Governor signs bill to fund CASA organizations

8/20/2013, 11:31 p.m.

The governor signed into law a bill that aids in providing financial support to Court Appointed Special Advocate (CASA) programs.

The new law allows county boards to request that county courts adopt an additional fee of $10 to $30 on convictions and grantings of supervision for felonies, misdemeanors, petty offences, and business offenses. The revenue collected through these means will be used to support Court Appointed Special Advocates services.

"This law creates a situation in which the guilty can protect the innocent," said Sen. McGuire (D-Joliet), who sponsored the bill in the Senate. "The fines collected from those who do wrong will create a revenue stream so that CASA organizations can continue to remove abused and neglected children from dangerous and harmful environments."

CASA organizations are the only nonprofit agencies in Illinois authorized by statute to provide services to Illinois Juvenile Courts. CASA organizations advocate on behalf of children who have been abused or neglected and are now in the care of the Department of Children and Family Services. Their employees, who are largely volunteers, are often appointed as guardians ad litem for these children throughout court proceedings.
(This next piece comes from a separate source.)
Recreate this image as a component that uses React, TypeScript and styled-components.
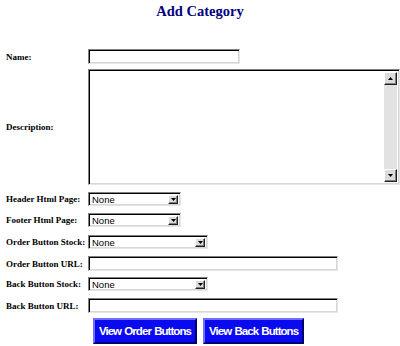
import React from "react";
import styled, { createGlobalStyle } from "styled-components";

const Global = createGlobalStyle`
  html, body { margin: 0; padding: 0; background: #ffffff; }
  body { width: 400px; height: 346px; overflow: hidden; font-family: "Liberation Serif", "Times New Roman", serif; }
`;

const Page = styled.div`
  width: 400px;
  height: 346px;
  display: flex;
  flex-direction: column;
  box-sizing: border-box;
`;

const Title = styled.h1`
  margin: 0;
  padding-top: 3px;
  height: 49px;
  box-sizing: border-box;
  text-align: center;
  font-family: "Liberation Serif", "Times New Roman", serif;
  font-weight: bold;
  font-size: 14.5px;
  line-height: 17px;
  color: #000080;
`;

const Form = styled.div`
  display: flex;
  flex-direction: column;
  padding-left: 6px;
`;

const Row = styled.div<{ $gap: number }>`
  display: grid;
  grid-template-columns: 82px 1fr;
  align-items: center;
  margin-top: ${(p) => p.$gap}px;
`;

const Label = styled.label`
  font-family: "Liberation Serif", "Times New Roman", serif;
  font-weight: bold;
  font-size: 9px;
  color: #000;
  white-space: nowrap;
`;

const sunken = `
  box-sizing: border-box;
  border: 1px solid;
  border-color: #808080 #e6e6e6 #e6e6e6 #808080;
  box-shadow: inset 1px 1px 0 #000, inset -1px -1px 0 #d6d6d6;
  background: #fff;
`;

const TextInput = styled.input<{ $w: number }>`
  ${sunken}
  width: ${(p) => p.$w}px;
  height: 15px;
  padding: 0 3px;
  margin: 0;
  outline: none;
  font-family: "Liberation Sans", Arial, sans-serif;
  font-size: 10px;
`;

const AreaBox = styled.div`
  ${sunken}
  width: 312px;
  height: 116px;
  display: flex;
  padding: 2px 2px 2px 2px;
`;

const Area = styled.textarea`
  flex: 1;
  border: none;
  outline: none;
  resize: none;
  overflow: hidden;
  margin: 0;
  padding: 1px 3px;
  font-family: "Liberation Sans", Arial, sans-serif;
  font-size: 10px;
  background: transparent;
`;

const ScrollBar = styled.div`
  width: 13px;
  display: flex;
  flex-direction: column;
  justify-content: space-between;
  background: #e2e2e2;
`;

const bevelBtn = `
  box-sizing: border-box;
  background: #dcdcdc;
  border: 1px solid;
  border-color: #ffffff #202020 #202020 #ffffff;
  box-shadow: inset -1px -1px 0 #808080;
  display: flex;
  align-items: center;
  justify-content: center;
`;

const ScrollButton = styled.div`
  ${bevelBtn}
  width: 13px;
  height: 13px;
`;

const SelectBox = styled.div<{ $w: number }>`
  ${sunken}
  width: ${(p) => p.$w}px;
  height: 14px;
  display: flex;
  align-items: stretch;
  padding: 2px 2px 1px 2px;
`;

const SelectValue = styled.span`
  flex: 1;
  font-family: "Liberation Sans", Arial, sans-serif;
  font-size: 9.5px;
  line-height: 10px;
  color: #000;
  padding-left: 1px;
`;

const DropButton = styled.span`
  ${bevelBtn}
  width: 10px;
`;

const ButtonRow = styled.div`
  display: flex;
  justify-content: center;
  gap: 6px;
  margin-top: 5px;
  padding-right: 3px;
`;

const BlueButton = styled.button`
  height: 26px;
  padding: 0 4px;
  margin: 0;
  box-sizing: border-box;
  background: #0a0af0;
  border: 2px solid;
  border-color: #7070ff #000070 #000070 #7070ff;
  color: #fff;
  font-family: "Liberation Sans", Arial, sans-serif;
  font-weight: bold;
  font-size: 11.5px;
  letter-spacing: -0.95px;
  word-spacing: 1px;
  cursor: pointer;
`;

const Tri = ({ up }: { up?: boolean }) => (
  <svg width="5" height="3" viewBox="0 0 5 3">
    <path d={up ? "M2.5 0 L5 3 L0 3 Z" : "M0 0 L5 0 L2.5 3 Z"} fill="#000" />
  </svg>
);

const Select = ({ w }: { w: number }) => (
  <SelectBox $w={w}>
    <SelectValue>None</SelectValue>
    <DropButton>
      <Tri />
    </DropButton>
  </SelectBox>
);

export default function App() {
  return (
    <>
      <Global />
      <Page>
        <Title>Add Category</Title>
        <Form>
          <Row $gap={0}>
            <Label>Name:</Label>
            <TextInput $w={152} />
          </Row>
          <Row $gap={5}>
            <Label>Description:</Label>
            <AreaBox>
              <Area />
              <ScrollBar>
                <ScrollButton>
                  <Tri up />
                </ScrollButton>
                <ScrollButton>
                  <Tri />
                </ScrollButton>
              </ScrollBar>
            </AreaBox>
          </Row>
          <Row $gap={7}>
            <Label>Header Html Page:</Label>
            <Select w={93} />
          </Row>
          <Row $gap={7}>
            <Label>Footer Html Page:</Label>
            <Select w={93} />
          </Row>
          <Row $gap={8}>
            <Label>Order Button Stock:</Label>
            <Select w={120} />
          </Row>
          <Row $gap={7}>
            <Label>Order Button URL:</Label>
            <TextInput $w={250} />
          </Row>
          <Row $gap={6}>
            <Label>Back Button Stock:</Label>
            <Select w={120} />
          </Row>
          <Row $gap={7}>
            <Label>Back Button URL:</Label>
            <TextInput $w={250} />
          </Row>
        </Form>
        <ButtonRow>
          <BlueButton>View Order Buttons</BlueButton>
          <BlueButton>View Back Buttons</BlueButton>
        </ButtonRow>
      </Page>
    </>
  );
}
"These advocates assist children who are coming from abusive situations," Sen. McGuire continued. "They find safe, stable homes for them and help provide the support and stability that has long been lacking. That's why we need to strongly support them."

Illinois is one of only seven states that does not fund CASA programs. Each CASA program is a separate nonprofit organization that relies heavily on community support to provide services. However, current fundraising efforts only allow the organizations to serve 38 percent of at-risk children in 36 Illinois counties. The fee that can be adopted through the new law will help ensure that CASA organizations can improve their services statewide.